When something bad happens, is your first instinct to blame someone (yourself, someone else, God) rather than be upset with the unfortunate situation? My six-year-old processes with intense rage, even kicking my shins to make sure all around know his emotions. He struggles to verbalize that he’s upset with the situation and lets everyone know it couldn’t be his fault. This is an extreme example but something I think we are all guilty of. Stuff happens and thinking we will have perfection always is just not going to be. We get down on ourselves and others because we set a bar for excellence. We want everything to be great when you come to Temple, and for the average temple goers is just that, great. But there is anxiety and tumult bubbling just under the surface that those running whatever you might be participating in are feeling. 

This week’s parsha, B’chukotai, lays out the choice the Israelites must make between blessing and curse.

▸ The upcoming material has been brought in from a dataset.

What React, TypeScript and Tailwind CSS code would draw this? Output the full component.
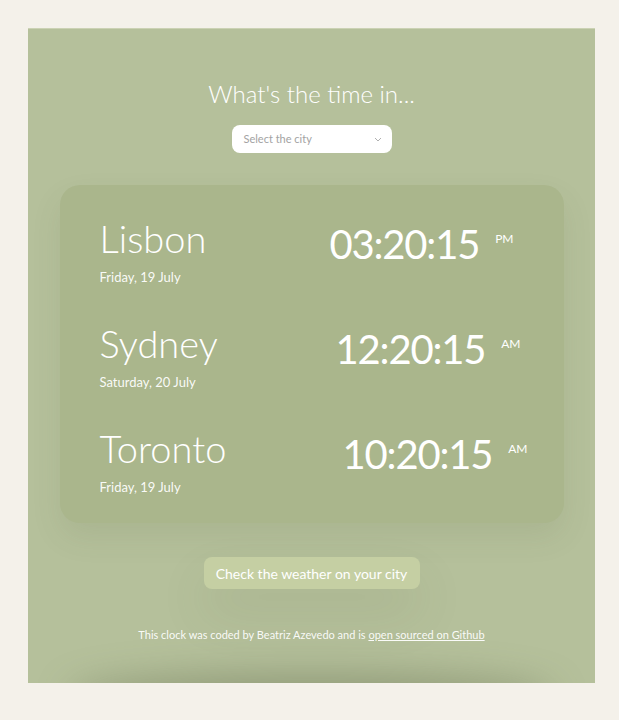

If they choose to follow the laws God presents them with, they will be blessed with prosperity and peace. If they choose not to, they will be met with personal and collective tragedy. Something we see throughout Torah is this concept for God’s blessing of the Jewish people is conditional and dependent on how they behave. This is the literal covenant between God and the Jewish people. Modern midrashim interprets the connection between our actions and God’s actions less literally. 

“When will the people be able to live securely? When there is enough food for everyone, so that no one is driven to crime or violence for lack of food. Ultimately, then, the question of whether our society will be blessed with peace or cursed with violence depends on how we share our resources” (Etz Hayim, 747-748). 

Another interpretation is that the blessings and curses of B’chukotai are spoken in the third person plural, perhaps indicating that the responsibility for morality is collective, as are the consequences; “When most members of a community follow God’s ways, the community as a whole will prosper even if some innocent individuals suffer illness or injustice” (Etz Hayim, 747). 

Though we cannot control the actions of others, we collectively have the ability to make a change. There are forces in this world that make it seem like there are just curses around us. When tragedy strikes, it’s how we respond that defines us. During my second week on the job here at Jeremiah, Super Strom Sandy hit the East coast of the U.S. Without hesitation, the community gathered to fill a semi-truck with much-needed supplies. I still recall the image of our foyer overflowing with blankets, coats, and cleaning supplies. Our world may have been cursed at that moment, but the power of godliness was all around us. We used adversity to create blessings. May we always strive to find the little blessings in life to repair our world.